Irene studies white power organizing in the late twentieth century. She is an associate editor for Southern Cultures and a field scholar at the Southern Oral History Program.
Susie Penman (2018), who mostly grew up in Jackson, Mississippi, earned a B.A. in Journalism and a M.A. in Southern Studies from the University of Mississippi. Originally from Scotland but a Mississippi native since the age of seven, she has always been fascinated by notions of regional identity, and wrote her master's thesis on Cracker Barrel's use of regionalism in its marketing. After graduate school, she moved to New Orleans, where she spent a few years working as a bookseller and a pastry cook. While living in New Orleans, she became interested in juvenile crime and incarceration in the city, and is currently working on a documentary film that focuses on those issues. She plans to continue studying topics related to incarceration upon her arrival at UNC. You may contact Susie at susie.penman@unc.edu.

 

Folklore Master’s Students

 Name and Description
Daniel Reyes is a filmmaker and writer with interests in documentary film, Latinx diaspora of the South, and the diverse traditional music genres of Texas and Mexico, including Conjunto, Cumbia and Corridos. He recently co-produced Cantina, a short documentary about La Perla, one of the last Tejano bars in East Austin, Texas and the effect of gentrification on long-time residents.
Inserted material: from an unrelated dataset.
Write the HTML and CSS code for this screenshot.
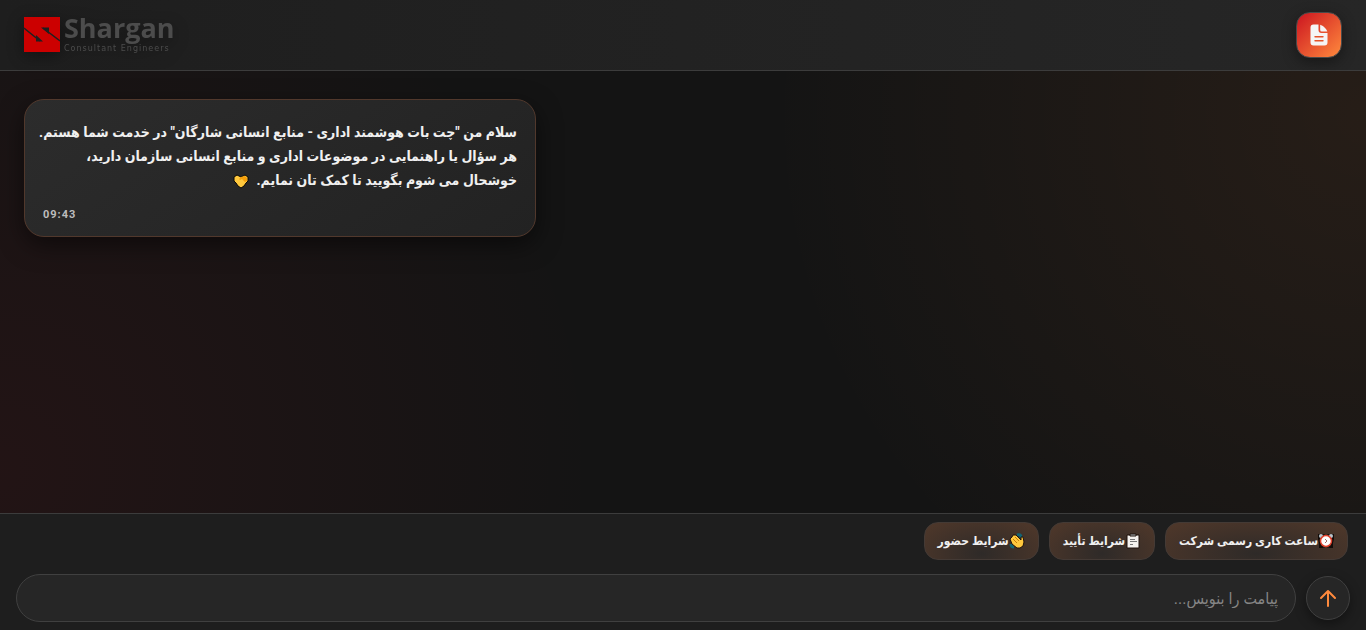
FILE: index.html
```
<!DOCTYPE html>
<html lang="fa" dir="rtl">

<head>
    <meta charset="UTF-8">
    <title>Shargan</title>
    <meta name="viewport" content="width=device-width, initial-scale=1">
    <link rel="stylesheet" href="styles.css">
</head>

<body>
    <header class="header">
        <button type="button" class="doc-btn" aria-label="اسناد">
            <svg viewBox="0 0 24 24" width="24" height="24">
                <path fill="#f5f5f5" d="M6.500 1.500H11.500V7A3 3 0 0 0 14.500 10H20.500v9.500a3 3 0 0 1-3 3h-11a3 3 0 0 1-3-3v-15a3 3 0 0 1 3-3z" />
                <path fill="#f5f5f5" d="M13.200 1.800C16 2.600 19.600 5.800 20.300 8.600H14.700A1.500 1.500 0 0 1 13.200 7.100z" />
                <path stroke="#e5532a" stroke-width="1.400" stroke-linecap="round" d="M8 13.700h8M8 17.700h8" />
            </svg>
        </button>
        <a href="#" class="logo" dir="ltr">
            <svg viewBox="0 0 36 35" width="36" height="35">
                <path fill="#cc0000" d="M0 0h36v35H0z" />
                <path fill="none" stroke="#1f1f1f" stroke-width="1.400" d="M0 11l16 13M19 11l17 13" />
                <path fill="#1f1f1f" d="M12 18v6.500h7zM25 17v-6.500h-8z" />
            </svg>
            <span class="logo-text">
                <span class="logo-name">Shargan</span>
                <span class="logo-sub">Consultant Engineers</span>
            </span>
        </a>
    </header>

    <main class="chat">
        <div class="message">
            <p class="message-text">سلام من "چت بات هوشمند اداری - منابع انسانی شارگان" در خدمت شما هستم.<br>
                هر سؤال یا راهنمایی در موضوعات اداری و منابع انسانی سازمان دارید،<br>
                خوشحال می شوم بگویید تا کمک تان نمایم.
                <svg class="emoji" viewBox="0 0 16 16" width="16" height="16" aria-hidden="true">
                    <path fill="#ffc83d" stroke="#0b0805" d="M1 4l3-2 4 2 4-2 3 2v4l-2 2-2 3-3 2-3-2-2-3-2-2z" />
                    <path fill="#f59f0b" d="M8 4l4-1 2 2v3l-2 1-3-3-2 1-1-1z" />
                </svg>
            </p>
            <time class="message-time" dir="ltr">09:43</time>
        </div>
    </main>

    <footer class="footer">
        <div class="chips">
            <button type="button" class="chip">
                <svg class="emoji" viewBox="0 0 16 16" width="16" height="16" aria-hidden="true">
                    <path fill="#120c09" d="M0 1h5l3 1 3-1h5v5l-1 4v5h-3l-4-1-4 1H1v-5L0 6z" />
                    <circle cx="3" cy="3" r="2" fill="#b9c4cc" />
                    <circle cx="13" cy="3" r="2" fill="#b9c4cc" />
                    <circle cx="8" cy="8" r="5.500" fill="#fff" stroke="#e0402b" stroke-width="1.500" />
                    <path fill="none" stroke="#a66a64" d="M7 6l2 2-2 2" />
                </svg><span>ساعت کاری رسمی شرکت</span>
            </button>
            <button type="button" class="chip">
                <svg class="emoji" viewBox="0 0 16 16" width="16" height="16" aria-hidden="true">
                    <path fill="#f5f2ef" stroke="#20130c" d="M2 2h12v13H2z" />
                    <path fill="#aeb6ba" stroke="#20130c" d="M5 1h6v2H5z" />
                    <path fill="none" stroke="#777" d="M5 6.500h5M5 8.500h7M5 11.500h3" />
                </svg><span>شرایط تأیید</span>
            </button>
            <button type="button" class="chip">
                <svg class="emoji" viewBox="0 0 16 16" width="16" height="16" aria-hidden="true">
                    <path fill="none" stroke="#126575" stroke-width="3" d="M8 2c3-1 4 0 4 3M2 11c0 2 1 3 3 3" />
                    <path fill="#ffc83d" stroke="#20130c" d="M1 6l2-2 1-2 3 0 5 5 0-3 2 0 1 5-1 4-3 2H8L3 11z" />
                    <path fill="none" stroke="#c67c0b" d="M4 6l4 4M6 4l4 4" />
                </svg><span>شرایط حضور</span>
            </button>
        </div>
        <form class="composer">
            <button type="submit" class="send-btn" aria-label="ارسال">
                <svg viewBox="0 0 20 20" width="20" height="20">
                    <path fill="none" stroke="#ff8a3d" stroke-width="2" stroke-linecap="round" stroke-linejoin="round" d="M10 18V3M3 10l7-7 7 7" />
                </svg>
            </button>
            <input type="text" class="message-input" placeholder="پیامت را بنویس..." aria-label="پیام">
        </form>
    </footer>
</body>

</html>
```
FILE: styles.css
```
* {
    box-sizing: border-box;
}

body {
    margin: 0;
    min-height: 100vh;
    display: flex;
    flex-direction: column;
    font-family: Roboto, "DejaVu Sans Condensed", "DejaVu Sans", sans-serif;
    color: #f0f0f0;
    background: #141414;
}

button, input {
    font-family: inherit;
    color: inherit;
}

.header {
    display: flex;
    align-items: center;
    justify-content: space-between;
    padding: 12px 24px;
    background: linear-gradient(90deg, #1e1e1e, #262626);
    border-bottom: 1px solid #3c3c3c;
}

.doc-btn {
    display: flex;
    align-items: center;
    justify-content: center;
    width: 46px;
    height: 46px;
    padding: 0;
    border: 1px solid #4a4a4a;
    border-radius: 14px;
    background: linear-gradient(135deg, #cc1420, #ff8a3d);
    box-shadow: 0 4px 14px rgba(0, 0, 0, 0.4);
}

.logo {
    display: flex;
    align-items: center;
    gap: 4px;
    padding-bottom: 2px;
    color: #4c4c4c;
    text-decoration: none;
    filter: drop-shadow(0 4px 8px rgba(0, 0, 0, 0.4));
}

.logo-text {
    display: flex;
    flex-direction: column;
    gap: 4px;
    padding-top: 2px;
}

.logo-name {
    font: 700 27px/24px "Open Sans", sans-serif;
}

.logo-sub {
    font: 8px/10px "DejaVu Sans", sans-serif;
    letter-spacing: 1px;
}

/* chat area */
.chat {
    flex: 1;
    padding: 28px 24px;
    background:
        radial-gradient(circle at 0% 90%, rgba(204, 20, 32, 0.08), transparent 42%),
        radial-gradient(circle at 100% 10%, rgba(255, 138, 61, 0.08), transparent 42%),
        #141414;
}

.message {
    width: 512px;
    max-width: 100%;
    margin-right: auto;
    padding: 20px 18px 12px 12px;
    border: 1px solid #51382c;
    border-radius: 20px;
    background: linear-gradient(145deg, #2c2c2c, #222);
    box-shadow: 0 8px 24px rgba(0, 0, 0, 0.5);
}

.message-text {
    margin: 0 0 14px;
    font-size: 14px;
    font-weight: 700;
    line-height: 24px;
}

.message-text .emoji {
    margin-right: 4px;
}

.message-time {
    display: block;
    padding-left: 6px;
    font-size: 11px;
    font-weight: 700;
    line-height: 18px;
    letter-spacing: 1px;
    color: #bdbdbd;
}

.emoji {
    vertical-align: middle;
}

/* bottom bar */
.footer {
    padding: 8px 16px;
    background: #1e1e1e;
    border-top: 1px solid #3c3c3c;
}

.chips {
    display: flex;
    flex-wrap: wrap;
    gap: 10px;
    padding: 0 2px;
    margin-bottom: 14px;
}

.chip {
    display: flex;
    align-items: center;
    height: 38px;
    padding: 0 13px;
    border: 1px solid #443a35;
    border-radius: 14px;
    font-size: 12px;
    font-weight: 700;
    background: radial-gradient(ellipse at 50% 85%, #2e2a28, #50382a);
}

.composer {
    display: flex;
    align-items: center;
    gap: 10px;
}

.send-btn {
    display: flex;
    align-items: center;
    justify-content: center;
    width: 44px;
    height: 44px;
    padding: 0;
    border: 1px solid #404040;
    border-radius: 50%;
    background: #262626;
    box-shadow: 0 4px 12px rgba(0, 0, 0, 0.4);
}

.message-input {
    flex: 1;
    min-width: 0;
    height: 48px;
    padding: 0 17px;
    border: 1px solid #404040;
    border-radius: 24px;
    font-size: 16px;
    background: #262626;
}

.message-input::placeholder {
    color: #858585;
}
```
Daniel grew up as a Mexican American minority in Oyster Creek, a small Texas town surrounded by chemical refineries. He spent time shooting pool at the local bar with his brothers, listening to his parents sing along to Freddy Fender and Little Joe in their living room, and playing football with the neighborhood kids in the park behind their backyard.

Serving in the Air Force, practicing yoga and meditation, working in a homeless shelter, and traveling to Mexico and China are a few life experiences that have inspired his creative, professional, and academic interests. He received his BA in Asian Studies at The University of Texas at Austin.